FIG. 3 depicts a schematic system diagram of air conditioner 11 when operating in the dehumidifying mode. In this mode, refrigerant flows from compressor 12 through condenser 21, throttling device 32 and evaporator as is the case when air conditioner 11 is operating in the cooling mode. In addition, stop valve 16 is open, allowing a portion of the refrigerant flow to bypass condenser 21 and flow through heater 23 and throttling device 34.

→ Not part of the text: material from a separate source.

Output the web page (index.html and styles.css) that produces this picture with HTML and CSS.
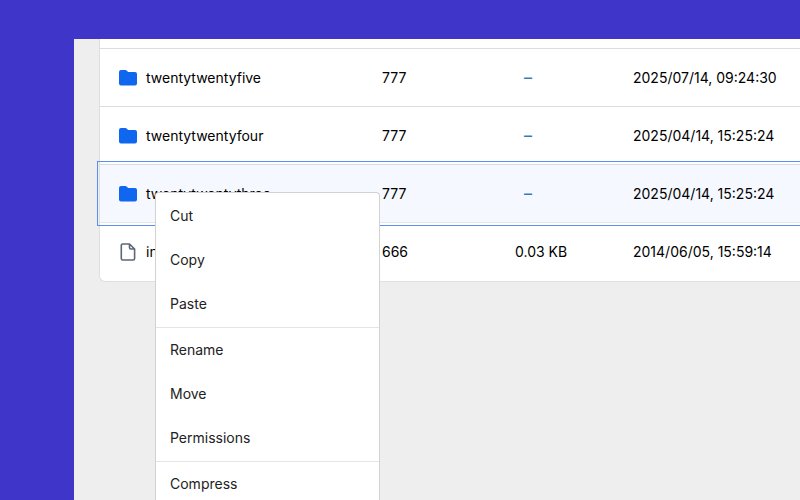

The capacities of throttling device 32 and throttling device 34 are selected so that even when stop valve 16 is open and there is a flow of refrigerant through heater 23, condenser 21 is not completely bypassed so that heat added to the system by dehumidification (or latent) cooling and compressor 12 can be given off. Throttling devices 32 and 34 may be orifices, thermoexpansion valves, devices such as Carrier Accuraters or, in a room air conditioner application, more desirably capillary tubes.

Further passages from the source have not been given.